§ AIM OF THE EXERCISE:
Repeat the data that follows, word for word, without the images.

Interface markup and scripts:
____________________

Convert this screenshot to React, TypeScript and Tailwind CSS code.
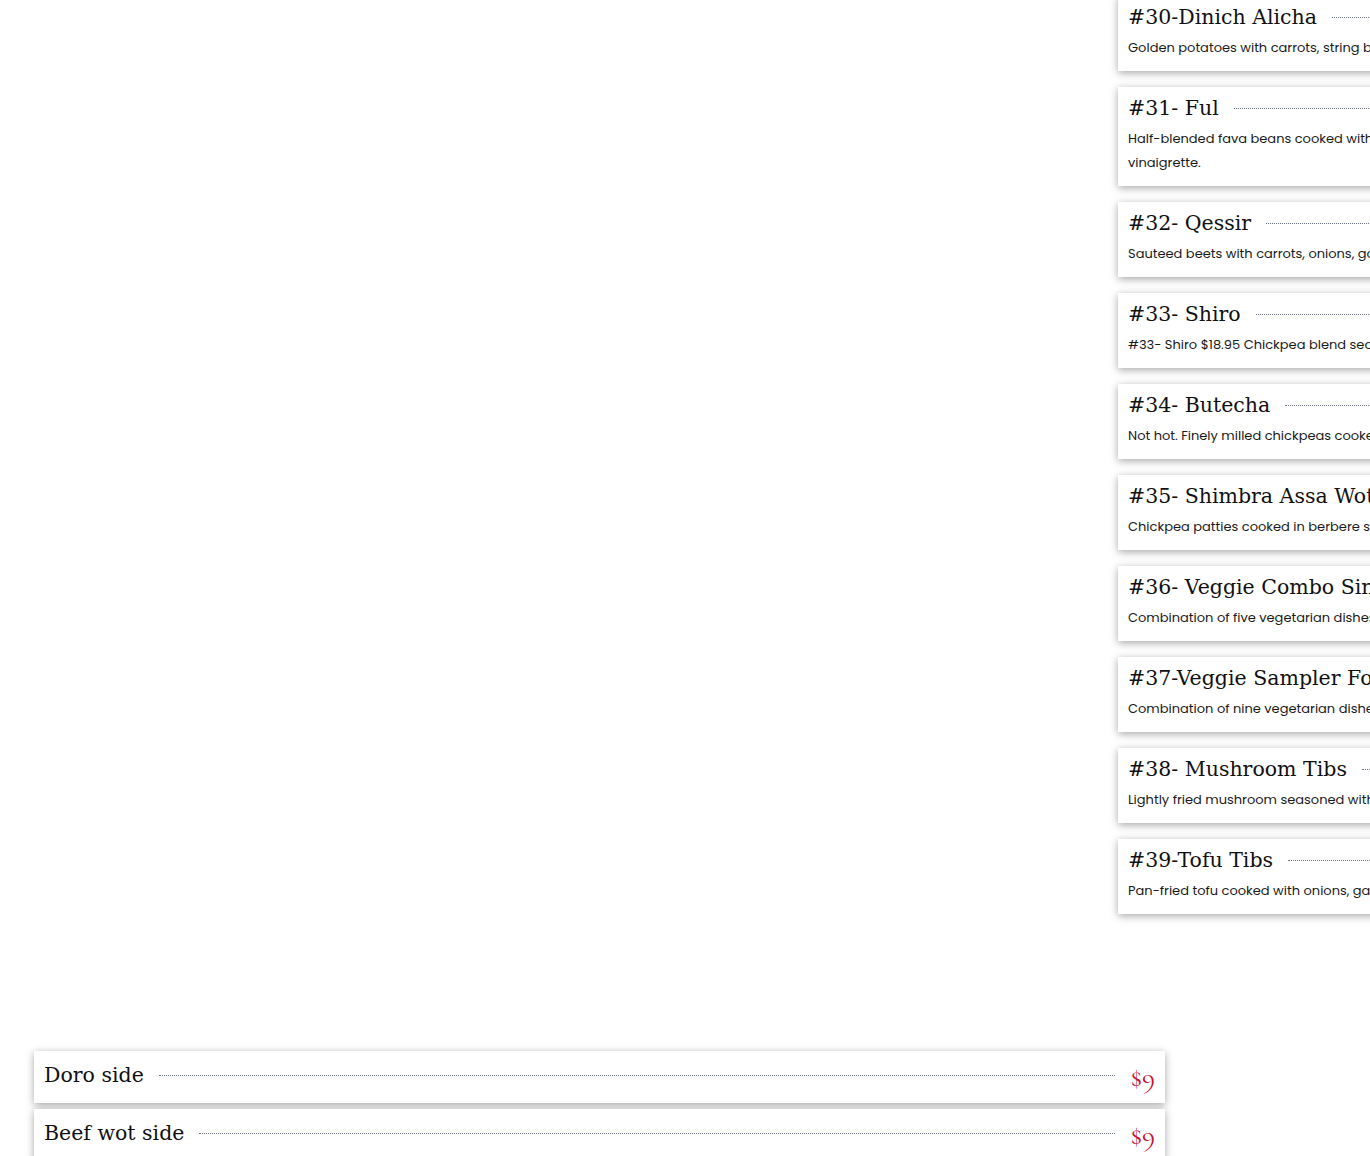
const veggie = [
  { title: '#30-Dinich Alicha', price: '$18.95', desc: 'Golden potatoes with carrots, string beans, onions and garlic.' },
  { title: '#31- Ful', price: '$18.95', desc: 'Half-blended fava beans cooked with onions, tomatoes, jalapeños, olive oil and\nvinaigrette.' },
  { title: '#32- Qessir', price: '$18.95', desc: 'Sauteed beets with carrots, onions, garlic and ginger.' },
  { title: '#33- Shiro', price: '$18.95', desc: '#33- Shiro $18.95 Chickpea blend seasoned with berbere.' },
  { title: '#34- Butecha', price: '$18.95', desc: 'Not hot. Finely milled chickpeas cooked and served cold.' },
  { title: '#35- Shimbra Assa Wot', price: '$18.95', desc: 'Chickpea patties cooked in berbere sauce with garlic.' },
  { title: '#36- Veggie Combo Single', price: '$22.95', desc: 'Combination of five vegetarian dishes of your choice.' },
  { title: '#37-Veggie Sampler For Two', price: '$39.95', desc: 'Combination of nine vegetarian dishes for two.' },
  { title: '#38- Mushroom Tibs', price: '$19.95', desc: 'Lightly fried mushroom seasoned with rosemary.' },
  { title: '#39-Tofu Tibs', price: '$19.95', desc: 'Pan-fried tofu cooked with onions, garlic and peppers.' },
]

const sides = [
  { title: 'Doro side', price: '$9' },
  { title: 'Beef wot side', price: '$9' },
]

const slab = "font-['Roboto_Slab','DejaVu_Serif',serif]"
const body = "font-['Poppins','Open_Sans',sans-serif]"
const priceFont = "font-['Cormorant_Garamond','Liberation_Serif',serif]"

function MenuCard({ title, price, desc }: { title: string; price: string; desc: string }) {
  return (
    <div className="bg-white px-[10px] pt-[6px] pb-[11px] shadow-[0_2px_8px_rgba(0,0,0,0.35)]">
      <div className="flex items-center gap-[15px]">
        <h3 className={`${slab} text-[20.5px] leading-[30px] text-[#111] whitespace-nowrap`}>{title}</h3>
        <span className="flex-1 border-t border-dotted border-gray-500" />
        <span className={`${priceFont} text-[26px] leading-[30px] text-[#c8102e]`}>{price}</span>
      </div>
      <p className={`${body} mt-1 text-[13px] leading-6 text-[#1a1a1a] whitespace-pre`}>{desc}</p>
    </div>
  )
}

export default function App() {
  return (
    <div className="w-full h-[1156px] overflow-hidden bg-white">
      {/* Vegetarian column, cut off at the right edge */}
      <div className="flex">
        <div className="w-[1118px] shrink-0" />
        <div className="w-[560px] shrink-0 -mt-[4px] flex flex-col gap-[16px]">
          {veggie.map((item) => (
            <MenuCard key={item.title} {...item} />
          ))}
        </div>
      </div>

      {/* Sides */}
      <div className="mt-[137px] ml-[34px] w-[1131px] flex flex-col gap-[6px]">
        {sides.map((s) => (
          <div key={s.title} className="bg-white px-[10px] pt-[7px] pb-[11px] shadow-[0_2px_8px_rgba(0,0,0,0.35)]">
            <div className="flex items-center gap-[15px]">
              <h3 className={`${slab} text-[20.5px] leading-[30px] text-[#111] whitespace-nowrap`}>{s.title}</h3>
              <span className="flex-1 border-t border-dotted border-gray-500" />
              <span className={`${priceFont} text-[28px] leading-[30px] text-[#c8102e] pt-[4px]`}>{s.price}</span>
            </div>
          </div>
        ))}
      </div>
    </div>
  )
}
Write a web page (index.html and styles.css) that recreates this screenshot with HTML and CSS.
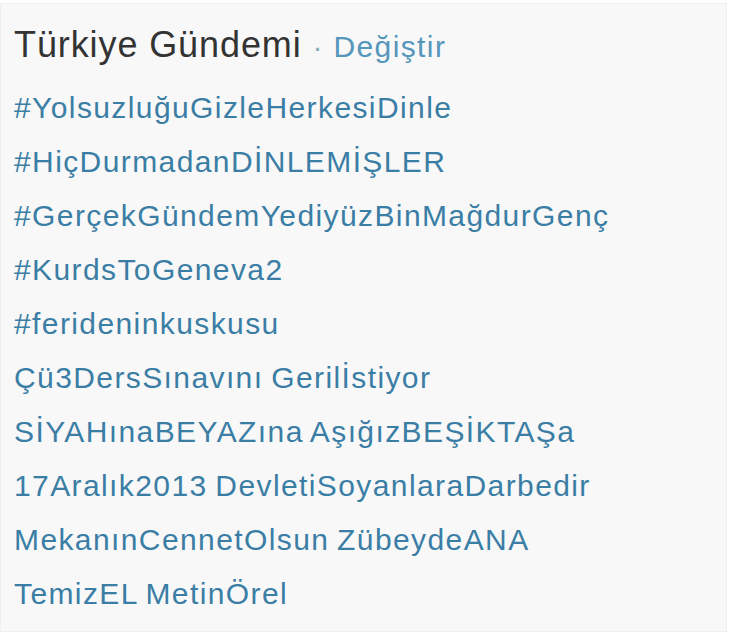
FILE: index.html
```html
<!DOCTYPE html>
<html lang="tr">
<head>
    <meta charset="UTF-8">
    <meta name="viewport" content="width=device-width, initial-scale=1.0">
    <title>Türkiye Gündemi</title>
    <link rel="stylesheet" href="styles.css">
</head>
<body>
    <div class="trends">
        <h3 class="trends-title">Türkiye Gündemi <span class="dot">·</span> <a href="#" class="change">Değiştir</a></h3>
        <ul class="trend-list">
            <li><a href="#">#YolsuzluğuGizleHerkesiDinle</a></li>
            <li><a href="#">#HiçDurmadanDİNLEMİŞLER</a></li>
            <li><a href="#">#GerçekGündemYediyüzBinMağdurGenç</a></li>
            <li><a href="#">#KurdsToGeneva2</a></li>
            <li><a href="#">#ferideninkuskusu</a></li>
            <li><a href="#">Çü3DersSınavını Gerilİstiyor</a></li>
            <li><a href="#">SİYAHınaBEYAZına AşığızBEŞİKTAŞa</a></li>
            <li><a href="#">17Aralık2013 DevletiSoyanlaraDarbedir</a></li>
            <li><a href="#">MekanınCennetOlsun ZübeydeANA</a></li>
            <li><a href="#">TemizEL MetinÖrel</a></li>
        </ul>
    </div>
</body>
</html>
```

FILE: styles.css
```css
body {
    margin: 0;
    background: #fff;
    font-family: "Liberation Sans", Arial, sans-serif;
}
.trends {
    margin: 3px 3px 4px 0;
    height: 629px;
    box-sizing: border-box;
    padding: 21px 10px 0 13px;
    background: #f8f8f8;
    border: 1px solid #efefef;
}
.trends-title {
    margin: 0 0 14px;
    font-size: 36px;
    line-height: 40px;
    font-weight: normal;
    letter-spacing: 0.9px;
    color: #333;
}
.trends-title .dot {
    font-size: 30px;
    color: #8aa9bb;
    letter-spacing: 0;
}
.change {
    font-size: 30px;
    letter-spacing: 1.4px;
    color: #5596bb;
    text-decoration: none;
}
.trend-list {
    list-style: none;
    margin: 0;
    padding: 0;
}
.trend-list li {
    font-size: 30px;
    line-height: 54px;
    letter-spacing: 1.4px;
    word-spacing: -2px;
    white-space: nowrap;
}
.trend-list a {
    color: #3b7ea5;
    text-decoration: none;
}
```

____________________

§ TASK OUTPUT:
Convert this screenshot to React, TypeScript and Tailwind CSS code.
const veggie = [
  { title: '#30-Dinich Alicha', price: '$18.95', desc: 'Golden potatoes with carrots, string beans, onions and garlic.' },
  { title: '#31- Ful', price: '$18.95', desc: 'Half-blended fava beans cooked with onions, tomatoes, jalapeños, olive oil and\nvinaigrette.' },
  { title: '#32- Qessir', price: '$18.95', desc: 'Sauteed beets with carrots, onions, garlic and ginger.' },
  { title: '#33- Shiro', price: '$18.95', desc: '#33- Shiro $18.95 Chickpea blend seasoned with berbere.' },
  { title: '#34- Butecha', price: '$18.95', desc: 'Not hot. Finely milled chickpeas cooked and served cold.' },
  { title: '#35- Shimbra Assa Wot', price: '$18.95', desc: 'Chickpea patties cooked in berbere sauce with garlic.' },
  { title: '#36- Veggie Combo Single', price: '$22.95', desc: 'Combination of five vegetarian dishes of your choice.' },
  { title: '#37-Veggie Sampler For Two', price: '$39.95', desc: 'Combination of nine vegetarian dishes for two.' },
  { title: '#38- Mushroom Tibs', price: '$19.95', desc: 'Lightly fried mushroom seasoned with rosemary.' },
  { title: '#39-Tofu Tibs', price: '$19.95', desc: 'Pan-fried tofu cooked with onions, garlic and peppers.' },
]

const sides = [
  { title: 'Doro side', price: '$9' },
  { title: 'Beef wot side', price: '$9' },
]

const slab = "font-['Roboto_Slab','DejaVu_Serif',serif]"
const body = "font-['Poppins','Open_Sans',sans-serif]"
const priceFont = "font-['Cormorant_Garamond','Liberation_Serif',serif]"

function MenuCard({ title, price, desc }: { title: string; price: string; desc: string }) {
  return (
    <div className="bg-white px-[10px] pt-[6px] pb-[11px] shadow-[0_2px_8px_rgba(0,0,0,0.35)]">
      <div className="flex items-center gap-[15px]">
        <h3 className={`${slab} text-[20.5px] leading-[30px] text-[#111] whitespace-nowrap`}>{title}</h3>
        <span className="flex-1 border-t border-dotted border-gray-500" />
        <span className={`${priceFont} text-[26px] leading-[30px] text-[#c8102e]`}>{price}</span>
      </div>
      <p className={`${body} mt-1 text-[13px] leading-6 text-[#1a1a1a] whitespace-pre`}>{desc}</p>
    </div>
  )
}

export default function App() {
  return (
    <div className="w-full h-[1156px] overflow-hidden bg-white">
      {/* Vegetarian column, cut off at the right edge */}
      <div className="flex">
        <div className="w-[1118px] shrink-0" />
        <div className="w-[560px] shrink-0 -mt-[4px] flex flex-col gap-[16px]">
          {veggie.map((item) => (
            <MenuCard key={item.title} {...item} />
          ))}
        </div>
      </div>

      {/* Sides */}
      <div className="mt-[137px] ml-[34px] w-[1131px] flex flex-col gap-[6px]">
        {sides.map((s) => (
          <div key={s.title} className="bg-white px-[10px] pt-[7px] pb-[11px] shadow-[0_2px_8px_rgba(0,0,0,0.35)]">
            <div className="flex items-center gap-[15px]">
              <h3 className={`${slab} text-[20.5px] leading-[30px] text-[#111] whitespace-nowrap`}>{s.title}</h3>
              <span className="flex-1 border-t border-dotted border-gray-500" />
              <span className={`${priceFont} text-[28px] leading-[30px] text-[#c8102e] pt-[4px]`}>{s.price}</span>
            </div>
          </div>
        ))}
      </div>
    </div>
  )
}
Write a web page (index.html and styles.css) that recreates this screenshot with HTML and CSS.
FILE: index.html
```html
<!DOCTYPE html>
<html lang="tr">
<head>
    <meta charset="UTF-8">
    <meta name="viewport" content="width=device-width, initial-scale=1.0">
    <title>Türkiye Gündemi</title>
    <link rel="stylesheet" href="styles.css">
</head>
<body>
    <div class="trends">
        <h3 class="trends-title">Türkiye Gündemi <span class="dot">·</span> <a href="#" class="change">Değiştir</a></h3>
        <ul class="trend-list">
            <li><a href="#">#YolsuzluğuGizleHerkesiDinle</a></li>
            <li><a href="#">#HiçDurmadanDİNLEMİŞLER</a></li>
            <li><a href="#">#GerçekGündemYediyüzBinMağdurGenç</a></li>
            <li><a href="#">#KurdsToGeneva2</a></li>
            <li><a href="#">#ferideninkuskusu</a></li>
            <li><a href="#">Çü3DersSınavını Gerilİstiyor</a></li>
            <li><a href="#">SİYAHınaBEYAZına AşığızBEŞİKTAŞa</a></li>
            <li><a href="#">17Aralık2013 DevletiSoyanlaraDarbedir</a></li>
            <li><a href="#">MekanınCennetOlsun ZübeydeANA</a></li>
            <li><a href="#">TemizEL MetinÖrel</a></li>
        </ul>
    </div>
</body>
</html>
```

FILE: styles.css
```css
body {
    margin: 0;
    background: #fff;
    font-family: "Liberation Sans", Arial, sans-serif;
}
.trends {
    margin: 3px 3px 4px 0;
    height: 629px;
    box-sizing: border-box;
    padding: 21px 10px 0 13px;
    background: #f8f8f8;
    border: 1px solid #efefef;
}
.trends-title {
    margin: 0 0 14px;
    font-size: 36px;
    line-height: 40px;
    font-weight: normal;
    letter-spacing: 0.9px;
    color: #333;
}
.trends-title .dot {
    font-size: 30px;
    color: #8aa9bb;
    letter-spacing: 0;
}
.change {
    font-size: 30px;
    letter-spacing: 1.4px;
    color: #5596bb;
    text-decoration: none;
}
.trend-list {
    list-style: none;
    margin: 0;
    padding: 0;
}
.trend-list li {
    font-size: 30px;
    line-height: 54px;
    letter-spacing: 1.4px;
    word-spacing: -2px;
    white-space: nowrap;
}
.trend-list a {
    color: #3b7ea5;
    text-decoration: none;
}
```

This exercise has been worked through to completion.